Ignacio Ruiz Quintano
Abc
Yo, decía Ruano, a Antonio le llamé siempre don Antonio y a Manolo le llamé sólo Manolo, aunque nos tratábamos de usted. “Por algo sería.” Hablaba de los Machado. Y contaba algo desagradable que en 1936, poco antes de marcharse a Italia, le pasó con Manolo.
“Nos encontrábamos en un teatro –recuerda Ruano en sus ‘Memorias’–, y él estaba con Cansinos-Assens. Era el entreacto y me fui derecho a ellos, y como creía yo que éramos todos amigos y no lo veía hacía tiempo, hice ademán de abrazarlo. Con gran sorpresa mía se libró de aquel abrazo y me soltó, muy fresco, lo que menos me podía esperar: ‘Mire usted, querido Ruano: usted me estima y yo le correspondo, pero son tiempos de pocas bromas y usted tiene fama de fascista. De modo que le agradeceré que no se muestre tan efusivo conmigo en público, porque yo soy un republicano que está con el pueblo.’ Aquello me pareció una estupidez y no pude contener la respuesta: ‘Descuide usted, Manolo... Ni en público ni en privado. Por mí puede usted irse a la mierda’.”

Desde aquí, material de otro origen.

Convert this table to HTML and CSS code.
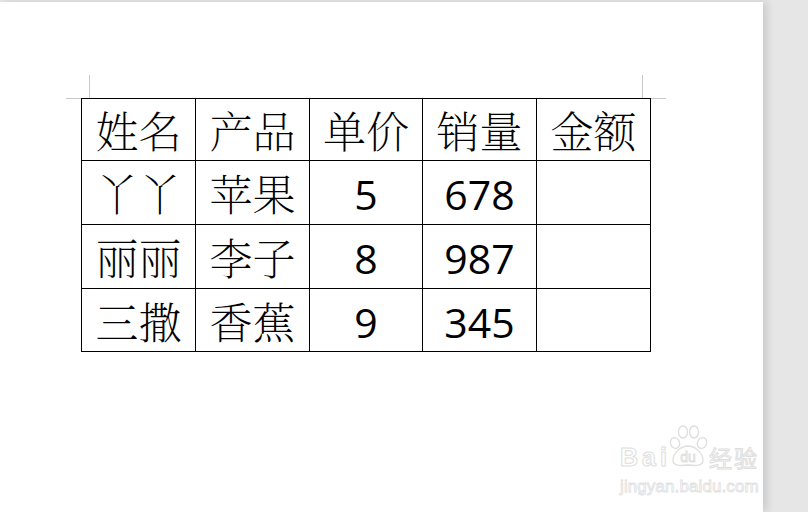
FILE: index.html
```html
<!DOCTYPE html>
<html lang="zh-CN">
<head>
<meta charset="utf-8">
<link rel="stylesheet" href="styles.css">
</head>
<body>
<div class="page">
  <div class="table-wrap">
    <span class="crop crop-lv"></span>
    <span class="crop crop-lh"></span>
    <span class="crop crop-rv"></span>
    <span class="crop crop-rh"></span>
    <table class="grid">
      <colgroup>
        <col class="c114"><col class="c114"><col class="c113"><col class="c114"><col class="c114">
      </colgroup>
      <tr class="row-head">
        <td class="zh">姓名</td><td class="zh">产品</td><td class="zh">单价</td><td class="zh">销量</td><td class="zh">金额</td>
      </tr>
      <tr>
        <td class="zh">丫丫</td><td class="zh">苹果</td><td class="num">5</td><td class="num">678</td><td></td>
      </tr>
      <tr>
        <td class="zh">丽丽</td><td class="zh">李子</td><td class="num">8</td><td class="num">987</td><td></td>
      </tr>
      <tr class="row-last">
        <td class="zh">三撒</td><td class="zh">香蕉</td><td class="num">9</td><td class="num">345</td><td></td>
      </tr>
    </table>
  </div>
  <div class="watermark">
    <div class="wm-top">
      <span class="wm-bai">Bai</span>
      <svg class="paw" width="42" height="44" viewBox="0 0 42 44">
        <g fill="#fff" stroke="#dedede" stroke-width="1.3">
          <ellipse cx="8" cy="19" rx="4.5" ry="5.5" transform="rotate(-20 8 19)"/>
          <ellipse cx="16" cy="8" rx="4.5" ry="6"/>
          <ellipse cx="27" cy="8" rx="4.5" ry="6"/>
          <ellipse cx="35" cy="19" rx="4.5" ry="5.5" transform="rotate(20 35 19)"/>
          <path d="M6 36 C6 29 14 22 21 22 C28 22 36 29 36 36 C36 42 29 42 21 41 C13 42 6 42 6 36 Z"/>
        </g>
        <text x="21" y="38" text-anchor="middle" class="du-text">du</text>
      </svg>
      <span class="wm-jy">经验</span>
    </div>
    <div class="wm-url">jingyan.baidu.com</div>
  </div>
</div>
</body>
</html>
```
FILE: styles.css
```css
html, body {
  margin: 0;
  padding: 0;
}
body {
  background: #e6e6e6;
  width: 808px;
  height: 512px;
  overflow: hidden;
}
.page {
  position: relative;
  margin-top: 2px;
  width: 763px;
  height: 510px;
  background: #ffffff;
  box-shadow: 4px 0 8px rgba(0,0,0,0.12);
  padding: 96px 0 0 81px;
  box-sizing: border-box;
}
.table-wrap {
  position: relative;
  width: 570px;
}
.grid {
  border-collapse: collapse;
  table-layout: fixed;
  width: 570px;
}
.c114 { width: 114px; }
.c113 { width: 113px; }
.grid td {
  border: 1px solid #000;
  height: 63px;
  padding: 0;
  text-align: center;
  vertical-align: middle;
  color: #000;
}
.grid .row-head td { height: 61px; }
.grid .row-last td { height: 62px; }
.grid td.num { height: 59px; padding-top: 4px; }
.grid .row-last td.num { height: 58px; }
.zh {
  font-family: "Noto Serif CJK SC", "Noto Sans CJK SC", serif;
  font-size: 43px;
  font-weight: 200;
  line-height: 1;
}
.num {
  font-family: "Open Sans", "Liberation Sans", sans-serif;
  font-size: 41px;
  line-height: 1;
}
.crop {
  position: absolute;
  background: #c8c8c8;
}
.crop-lv { left: 8px; top: -23px; width: 1px; height: 23px; }
.crop-lh { left: -15px; top: 0; width: 15px; height: 1px; }
.crop-rv { left: 561px; top: -23px; width: 1px; height: 23px; }
.crop-rh { left: 570px; top: 0; width: 15px; height: 1px; }

.watermark {
  position: absolute;
  left: 620px;
  top: 422px;
  width: 150px;
  color: #fff;
  font-family: "Liberation Sans", Arial, sans-serif;
}
.wm-top {
  display: flex;
  align-items: flex-end;
  height: 44px;
}
.wm-bai {
  font-size: 25px;
  font-weight: bold;
  -webkit-text-stroke: 1px #dedede;
  line-height: 1;
  letter-spacing: 4px;
  margin-bottom: -2px;
}
.paw {
  display: block;
  margin-left: -4px;
}
.du-text {
  font-family: "Liberation Sans", Arial, sans-serif;
  font-size: 14px;
  fill: #fff;
  stroke: #dedede;
  stroke-width: 0.9;
}
.wm-jy {
  font-family: "Noto Sans CJK SC", sans-serif;
  font-size: 23px;
  -webkit-text-stroke: 1px #dedede;
  line-height: 1;
  letter-spacing: 2px;
  margin-left: 0;
  margin-bottom: -1px;
}
.wm-url {
  margin-top: 10px;
  font-size: 17px;
  -webkit-text-stroke: 0.8px #dedede;
  letter-spacing: 0.1px;
  line-height: 1;
}
```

Venimos del tabarrón congresual de esos amigos del gobierno –es decir, amigos de pocas bromas– cuyo lema es los fascistas son siempre los otros. A mi vecino el señor Campmany esos amigos le recuerdan al “lago rubeniano de los cisnes unánimes”, pero a uno, por su forma de cuaquear, le recuerdan más a los “patos del aguachirle castellana” que cazaba Bergamín para arrojárselos a los antigongorinos. Patos casticistas, cuaqueando en el charco del atardecer contra Góngora, el hereje del dogma literario, españolísimo, de lo feo. Su herejía: su vuelo de cisne. Pero váyales usted con Góngora a las feísimas ministras de Zapatero.
En este siglo veintiuno, y abrazadas a Zapatero, las ministras tienen todas algo de arpas. Y es que, desde que está en el poder, a Zapatero sólo lo ha deslumbrado un hombre: Chirac. Es lo más culto –¡habla francés!– y lo más honrado –bajo palabra de honor– que ha conocido. O “chiraces”, pues, o mujeres. A ellas, precisamente, tiene dedicado al ministro del habla bonita, ese canario de arpegios pajaroideos cuyo verbo rizoso ha glosado en una frase el objeto de la ley de defensa del sexo débil: “Ser intolerantes contra la tolerancia que nos ha caracterizado frente a lo anormalmente normal”. Se podrá cuaquear más alto, pero no más claro. Y esto es lo que se llama diálogo.
Dichosos los animales, decía Larra, porque ellos, como no hablan, se entienden. “Nuestro tiempo tiene una necesidad vital de diálogo”, ha dicho Jean Daniel, agraciado en ese Sepu del progreso que son ya los premios Príncipe de Asturias. Para acariciarlos, basta con decir dos cosas: o que Bush es el peor presidente de la Historia –eso, sí: después de Reagan, el “cow-boy” que había de matarnos a todos, razón por la cual nos tuvo ocho años gritando “¡antes rojos que muertos!”–, o que lo que se necesita es diálogo.
Si será importante el diálogo que en Cataluña prometen un certificado de asistencia a los funcionarios que participen en los diálogos del Fórum. ¡Ah, el Fórum! ¡Cómo me recuerda al cuadro de Foxá sobre aquel padre Guépin, abad mitrado de Silos, que, paseando por sus soleados claustros románicos con unos amigos, suscitó la conversación de cómo imaginaba cada uno al cielo. “Yo –dijo el padre Guépin– me lo figuro como un eterno paseo, por los jardines del Paraíso, haciendo ‘respetuosas objeciones’ al Ser Supremo: Señor, ¿por qué hubo enfermedades? ¿Para qué hicisteis a los microbios? ¿Qué objeto tenía el planeta Júpiter?”
Pero si usted sólo quiere saber si tiene fama de fascista en su ambiente, échese a la calle e intente abrazarse a un poeta cuaqueante.